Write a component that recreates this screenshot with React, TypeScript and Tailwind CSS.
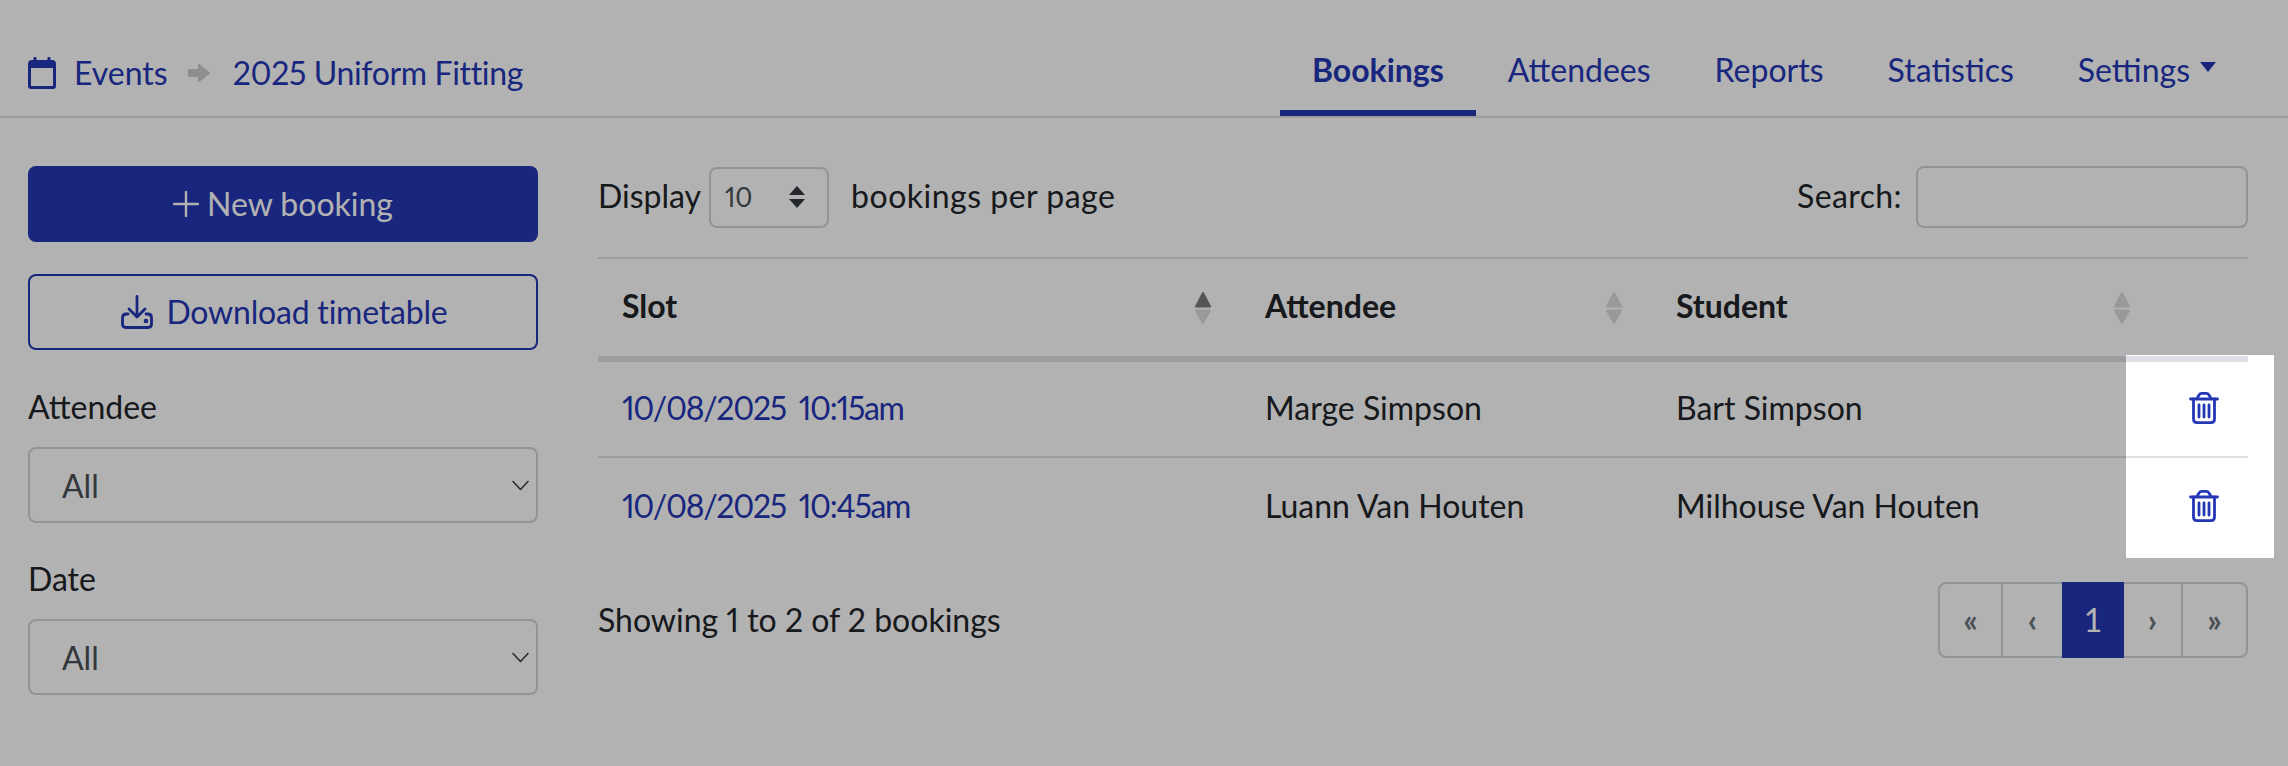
import React from 'react';

const FONT = "font-['Lato','Liberation_Sans',sans-serif]";

const SortIcon: React.FC<{ active?: boolean }> = ({ active }) => (
  <svg width="16" height="34" viewBox="0 0 16 34" className="shrink-0" strokeWidth="2" strokeLinejoin="round">
    <path d="M8 2 L15 15.5 H1 Z" fill={active ? '#7a7a7a' : '#dcdcdc'} stroke={active ? '#7a7a7a' : '#dcdcdc'} />
    <path d="M8 32 L15 19.5 H1 Z" fill="#dcdcdc" stroke="#dcdcdc" />
  </svg>
);

const TrashIcon: React.FC = () => (
  <svg width="30" height="32" viewBox="0 0 30 32" fill="none" stroke="#2537b5" strokeWidth="2.8" strokeLinecap="round">
    <path d="M1.5 7 H28.5" />
    <path d="M8 6.5 L10 3 Q11 1.4 12.5 1.4 H17.5 Q19 1.4 20 3 L22 6.5" />
    <path d="M4.5 7 V27 Q4.5 30.6 8 30.6 H22 Q25.5 30.6 25.5 27 V7" />
    <path d="M10 13 V25 M15 13 V25 M20 13 V25" />
  </svg>
);

const CalendarIcon: React.FC = () => (
  <svg width="28" height="32" viewBox="0 0 28 32" fill="#2537b5">
    <rect x="5.5" y="0" width="3" height="6" rx="1.2" />
    <rect x="19.5" y="0" width="3" height="6" rx="1.2" />
    <path fillRule="evenodd" d="M4 3 H24 Q28 3 28 7 V29 Q28 32 25 32 H3 Q0 32 0 29 V7 Q0 3 4 3 Z M3 11 V29 H25 V11 Z" />
  </svg>
);

const DownloadIcon: React.FC = () => (
  <svg width="32" height="34" viewBox="0 0 32 34" fill="none" stroke="#2537b5" strokeWidth="2.8" strokeLinecap="round" strokeLinejoin="round">
    <path d="M16 1.5 V22 M8 14 L16 22 L24 14" />
    <path d="M7 19 H5 Q1.5 19 1.5 23 V29 Q1.5 32.5 5 32.5 H27 Q30.5 32.5 30.5 29 V23 Q30.5 19 27 19 H25" />
    <circle cx="25" cy="26" r="0.9" fill="#2537b5" />
  </svg>
);

const Chevron: React.FC = () => (
  <svg width="17" height="11" viewBox="0 0 17 11" fill="none" stroke="#343a40" strokeWidth="1.5" strokeLinecap="round" strokeLinejoin="round">
    <path d="M1 1.5 L8.5 9.5 L16 1.5" />
  </svg>
);

const FilterSelect: React.FC<{ label: string }> = ({ label }) => (
  <div className="flex flex-col">
    <label className="text-[32px] leading-[43px] text-[#212529] mb-[19px]">{label}</label>
    <div className="h-[76px] rounded-[8px] border-2 border-[#ced4da] flex items-center justify-between pl-[32px] pr-[7px]">
      <span className="text-[32px] text-[#495057] pt-[2px]">All</span>
      <Chevron />
    </div>
  </div>
);

const rows = [
  { slot: '10/08/2025 10:15am', attendee: 'Marge Simpson', student: 'Bart Simpson' },
  { slot: '10/08/2025 10:45am', attendee: 'Luann Van Houten', student: 'Milhouse Van Houten' },
];

const tabs = ['Bookings', 'Attendees', 'Reports', 'Statistics', 'Settings'];

const pages = [
  { label: '«', w: 'w-[63px]' },
  { label: '‹', w: 'w-[59px]' },
  { label: '1', w: 'w-[62px]', active: true },
  { label: '›', w: 'w-[59px]' },
  { label: '»', w: 'w-[63px]' },
];

export default function App() {
  return (
    <div className={`relative w-[2288px] h-[766px] overflow-hidden bg-white ${FONT}`}>
      {/* Header */}
      <div className="h-[118px] border-b-2 border-[#dee2e6] flex items-end justify-between pl-[28px] pr-[40px]">
        <div className="flex items-center h-[32px] mb-[27px] text-[32px] text-[#2537b5]">
          <CalendarIcon />
          <span className="ml-[18px]">Events</span>
          <svg width="22" height="20" viewBox="0 0 22 20" className="ml-[20px] mr-[23px]" fill="#cccccc" stroke="#cccccc" strokeWidth="2" strokeLinejoin="round">
            <path d="M1 7 H11 V2 L21 10 L11 18 V13 H1 Z" />
          </svg>
          <span className="proportional-nums tracking-[-0.35px]">2025 Uniform Fitting</span>
        </div>
        <nav className="flex text-[32px] text-[#2537b5]">
          {tabs.map((t, i) => (
            <div
              key={t}
              className={`h-[80px] px-[32px] pb-[6px] flex items-center border-b-[6px] ${i === 0 ? 'border-[#2537b5] font-bold' : 'border-transparent'}`}
            >
              {t}
              {t === 'Settings' && <span className="ml-[10px] mb-[6px] w-0 h-0 border-x-[8px] border-x-transparent border-t-[10px] border-t-[#2537b5]" />}
            </div>
          ))}
        </nav>
      </div>

      <div className="flex pl-[28px] pr-[40px] pt-[48px] gap-[60px]">
        {/* Sidebar */}
        <aside className="w-[510px] shrink-0 flex flex-col">
          <button className="h-[76px] rounded-[8px] bg-[#2537b5] text-white text-[32px] flex items-center justify-center gap-[8px]">
            <svg width="26" height="26" viewBox="0 0 26 26" stroke="white" strokeWidth="2.4" strokeLinecap="round">
              <path d="M13 1 V25 M1 13 H25" />
            </svg>
            New booking
          </button>
          <button className="mt-[32px] h-[76px] rounded-[8px] border-2 border-[#2537b5] text-[#2537b5] text-[32px] tracking-[-0.2px] flex items-center justify-center gap-[13px] pl-[3px]">
            <DownloadIcon />
            Download timetable
          </button>
          <div className="mt-[35px] flex flex-col gap-[33px]">
            <FilterSelect label="Attendee" />
            <div className="pt-[1px]">
              <FilterSelect label="Date" />
            </div>
          </div>
        </aside>

        {/* Main */}
        <main className="flex-1 min-w-0">
          <div className="flex items-center justify-between h-[62px] text-[32px] text-[#212529]">
            <div className="flex items-center">
              <span className="pb-[3px]">Display</span>
              <div className="ml-[8px] w-[120px] h-[61px] rounded-[8px] border-2 border-[#ced4da] flex items-center justify-between pl-[14px] pr-[22px]">
                <span className="text-[26px] text-[#495057] proportional-nums">10</span>
                <svg width="16" height="22" viewBox="0 0 16 22" fill="#343a40">
                  <path d="M8 0 L16 9 H0 Z M8 22 L16 13 H0 Z" />
                </svg>
              </div>
              <span className="ml-[22px] pb-[3px] tracking-[0.5px]">bookings per page</span>
            </div>
            <div className="flex items-center gap-[14px]">
              <span className="pb-[3px] tracking-[0.4px]">Search:</span>
              <div className="w-[332px] h-[62px] rounded-[8px] border-2 border-[#ced4da]" />
            </div>
          </div>

          <table className="mt-[29px] w-[1650px] table-fixed border-t-2 border-[#dee2e6] text-[32px] text-[#212529]">
            <colgroup>
              <col className="w-[643px]" />
              <col className="w-[411px]" />
              <col className="w-[508px]" />
              <col className="w-[88px]" />
            </colgroup>
            <thead>
              <tr className="h-[101px] border-b-[6px] border-[#dee2e6]">
                {['Slot', 'Attendee', 'Student'].map((h, i) => (
                  <th key={h} className="pl-[24px] pr-[30px] font-bold text-left">
                    <div className="flex items-center justify-between">
                      <span className="-mt-[4px]">{h}</span>
                      <SortIcon active={i === 0} />
                    </div>
                  </th>
                ))}
                <th />
              </tr>
            </thead>
            <tbody>
              {rows.map((r, i) => (
                <tr key={r.slot} className={`h-[98px] ${i === 0 ? 'border-b-2 border-[#dee2e6]' : ''}`}>
                  <td className="pl-[24px] pb-[2px] text-[#2537b5] proportional-nums tracking-[-1.3px] [word-spacing:6px]">{r.slot}</td>
                  <td className="pl-[24px] pb-[2px]">{r.attendee}</td>
                  <td className="pl-[24px] pb-[2px]">{r.student}</td>
                  <td className="pb-[2px]">
                    <div className="flex justify-center pr-[1px]">
                      <TrashIcon />
                    </div>
                  </td>
                </tr>
              ))}
            </tbody>
          </table>

          <div className="mt-[27px] flex items-center justify-between text-[32px] text-[#212529]">
            <span className="proportional-nums">Showing 1 to 2 of 2 bookings</span>
            <div className="flex h-[76px] rounded-[8px] border-2 border-[#ced4da] text-[#6c757d] font-bold">
              {pages.map((p, i) => (
                <div
                  key={i}
                  className={`${p.w} -my-[2px] flex items-center justify-center ${p.active ? 'bg-[#2537b5] text-white font-normal' : ''} ${i === 0 || i === 3 ? 'border-r-2 border-[#ced4da]' : ''}`}
                >
                  {p.label}
                </div>
              ))}
            </div>
          </div>
        </main>
      </div>

      {/* Tour spotlight: everything but this box is dimmed */}
      <div className="absolute left-[2126px] top-[355px] w-[148px] h-[203px] shadow-[0_0_0_2400px_rgba(0,0,0,0.3)]" />
    </div>
  );
}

########################################

*Requirement*: Find every line that holds "React" and copy it.

*Response for this exercise*:
Write a component that recreates this screenshot with React, TypeScript and Tailwind CSS.
import React from 'react';
const SortIcon: React.FC<{ active?: boolean }> = ({ active }) => (
const TrashIcon: React.FC = () => (
const CalendarIcon: React.FC = () => (
const DownloadIcon: React.FC = () => (
const Chevron: React.FC = () => (
const FilterSelect: React.FC<{ label: string }> = ({ label }) => (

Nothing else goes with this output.